Task details »
Find each line containing the string "component" and return it.

Stored rows »
— Start —

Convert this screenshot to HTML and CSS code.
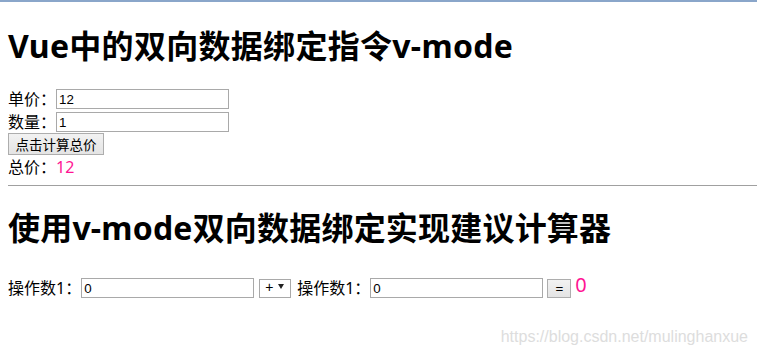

— End —
— Start —

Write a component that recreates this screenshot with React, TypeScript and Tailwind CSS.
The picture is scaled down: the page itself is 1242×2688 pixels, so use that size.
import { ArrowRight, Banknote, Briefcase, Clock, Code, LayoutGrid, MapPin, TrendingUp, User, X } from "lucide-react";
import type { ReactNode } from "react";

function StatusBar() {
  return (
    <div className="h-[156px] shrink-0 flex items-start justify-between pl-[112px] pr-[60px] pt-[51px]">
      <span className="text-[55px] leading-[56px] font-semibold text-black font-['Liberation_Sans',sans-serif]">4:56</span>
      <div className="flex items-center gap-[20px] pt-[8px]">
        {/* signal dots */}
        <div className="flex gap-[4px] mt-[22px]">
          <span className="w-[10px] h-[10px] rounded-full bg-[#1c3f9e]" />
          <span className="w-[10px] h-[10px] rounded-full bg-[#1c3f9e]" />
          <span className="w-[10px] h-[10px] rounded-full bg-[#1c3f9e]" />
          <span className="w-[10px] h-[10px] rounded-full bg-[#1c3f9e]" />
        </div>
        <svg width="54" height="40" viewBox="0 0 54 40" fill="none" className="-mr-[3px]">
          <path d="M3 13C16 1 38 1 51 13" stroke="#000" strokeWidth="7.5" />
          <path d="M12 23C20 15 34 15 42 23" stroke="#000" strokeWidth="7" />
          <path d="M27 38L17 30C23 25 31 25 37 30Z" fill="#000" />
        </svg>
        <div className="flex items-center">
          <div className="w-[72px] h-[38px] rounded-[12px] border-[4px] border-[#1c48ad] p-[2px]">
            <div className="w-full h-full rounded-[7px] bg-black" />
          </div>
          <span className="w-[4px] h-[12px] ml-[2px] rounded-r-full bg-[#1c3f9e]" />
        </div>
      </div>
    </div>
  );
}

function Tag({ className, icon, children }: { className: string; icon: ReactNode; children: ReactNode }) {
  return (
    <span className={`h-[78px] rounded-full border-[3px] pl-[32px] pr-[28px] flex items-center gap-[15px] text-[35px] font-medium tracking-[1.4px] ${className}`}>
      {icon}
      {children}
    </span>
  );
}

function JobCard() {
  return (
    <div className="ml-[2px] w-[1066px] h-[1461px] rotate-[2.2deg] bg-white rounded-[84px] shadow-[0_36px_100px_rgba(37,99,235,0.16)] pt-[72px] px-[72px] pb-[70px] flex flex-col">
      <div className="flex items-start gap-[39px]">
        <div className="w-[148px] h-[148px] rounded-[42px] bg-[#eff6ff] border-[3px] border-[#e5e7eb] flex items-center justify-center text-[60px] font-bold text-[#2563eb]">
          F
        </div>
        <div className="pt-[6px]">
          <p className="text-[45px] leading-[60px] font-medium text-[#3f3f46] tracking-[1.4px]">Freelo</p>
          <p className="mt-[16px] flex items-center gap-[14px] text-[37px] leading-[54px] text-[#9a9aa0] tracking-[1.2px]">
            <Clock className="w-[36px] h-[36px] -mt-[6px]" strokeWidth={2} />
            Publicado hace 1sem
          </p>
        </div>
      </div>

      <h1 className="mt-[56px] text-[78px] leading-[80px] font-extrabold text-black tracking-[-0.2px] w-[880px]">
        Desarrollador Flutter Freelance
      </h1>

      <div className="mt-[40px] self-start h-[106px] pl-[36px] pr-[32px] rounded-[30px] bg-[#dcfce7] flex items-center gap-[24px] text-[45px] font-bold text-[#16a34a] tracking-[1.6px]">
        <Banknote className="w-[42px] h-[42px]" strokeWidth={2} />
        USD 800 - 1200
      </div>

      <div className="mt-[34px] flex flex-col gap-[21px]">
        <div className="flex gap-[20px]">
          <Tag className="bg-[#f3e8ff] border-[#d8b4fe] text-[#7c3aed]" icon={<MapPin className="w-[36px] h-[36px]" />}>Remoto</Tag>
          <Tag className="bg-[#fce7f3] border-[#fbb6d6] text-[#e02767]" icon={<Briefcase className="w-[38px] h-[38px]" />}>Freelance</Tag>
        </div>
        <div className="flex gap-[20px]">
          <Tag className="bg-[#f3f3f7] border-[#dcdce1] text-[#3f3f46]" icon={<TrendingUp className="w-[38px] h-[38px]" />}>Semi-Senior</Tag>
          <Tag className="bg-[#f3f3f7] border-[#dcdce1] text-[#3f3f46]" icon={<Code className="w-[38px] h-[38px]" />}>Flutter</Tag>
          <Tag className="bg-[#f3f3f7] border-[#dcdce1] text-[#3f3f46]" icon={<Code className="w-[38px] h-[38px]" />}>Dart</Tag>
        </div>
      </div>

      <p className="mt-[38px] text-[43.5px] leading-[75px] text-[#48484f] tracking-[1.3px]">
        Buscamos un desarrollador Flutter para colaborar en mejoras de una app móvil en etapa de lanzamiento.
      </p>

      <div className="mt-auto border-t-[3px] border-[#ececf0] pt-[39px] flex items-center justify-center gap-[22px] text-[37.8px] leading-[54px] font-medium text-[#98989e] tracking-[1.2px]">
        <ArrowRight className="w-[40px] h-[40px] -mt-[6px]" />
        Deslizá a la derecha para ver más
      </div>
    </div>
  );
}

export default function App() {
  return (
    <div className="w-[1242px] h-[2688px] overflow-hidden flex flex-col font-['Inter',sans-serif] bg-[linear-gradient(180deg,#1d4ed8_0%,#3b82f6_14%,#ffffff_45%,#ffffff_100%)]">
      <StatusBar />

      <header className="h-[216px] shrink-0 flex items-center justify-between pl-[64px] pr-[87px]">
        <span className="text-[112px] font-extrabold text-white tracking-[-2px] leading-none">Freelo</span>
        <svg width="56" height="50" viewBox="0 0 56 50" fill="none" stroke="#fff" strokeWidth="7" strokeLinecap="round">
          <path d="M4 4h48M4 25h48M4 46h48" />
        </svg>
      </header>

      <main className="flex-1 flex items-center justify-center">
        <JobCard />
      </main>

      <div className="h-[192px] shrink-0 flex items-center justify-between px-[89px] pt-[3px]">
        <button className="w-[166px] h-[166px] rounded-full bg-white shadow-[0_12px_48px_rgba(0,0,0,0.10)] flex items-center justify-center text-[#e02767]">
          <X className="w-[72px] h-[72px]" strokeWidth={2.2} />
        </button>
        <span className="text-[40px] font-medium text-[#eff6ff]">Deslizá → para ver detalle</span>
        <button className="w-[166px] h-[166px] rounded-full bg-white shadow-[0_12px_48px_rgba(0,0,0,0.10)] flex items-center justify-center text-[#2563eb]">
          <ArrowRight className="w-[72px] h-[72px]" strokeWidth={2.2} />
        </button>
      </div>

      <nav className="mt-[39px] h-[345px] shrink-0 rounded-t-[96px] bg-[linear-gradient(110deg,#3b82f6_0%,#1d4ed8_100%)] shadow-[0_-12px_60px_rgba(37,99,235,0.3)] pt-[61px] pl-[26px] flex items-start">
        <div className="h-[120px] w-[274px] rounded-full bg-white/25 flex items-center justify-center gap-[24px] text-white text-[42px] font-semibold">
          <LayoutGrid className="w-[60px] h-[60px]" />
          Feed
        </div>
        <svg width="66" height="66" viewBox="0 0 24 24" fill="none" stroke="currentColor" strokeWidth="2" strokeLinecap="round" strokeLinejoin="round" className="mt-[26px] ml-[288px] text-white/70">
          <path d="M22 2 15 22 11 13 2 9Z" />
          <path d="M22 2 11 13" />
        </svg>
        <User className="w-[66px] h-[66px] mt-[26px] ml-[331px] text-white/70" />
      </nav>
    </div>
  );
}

— End —
— Start —

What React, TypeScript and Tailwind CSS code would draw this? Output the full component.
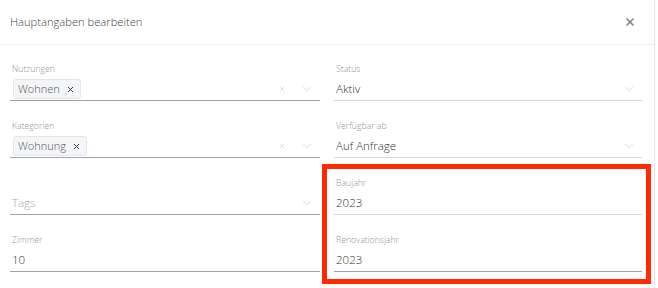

— End —

Exercise result »
Write a component that recreates this screenshot with React, TypeScript and Tailwind CSS.
What React, TypeScript and Tailwind CSS code would draw this? Output the full component.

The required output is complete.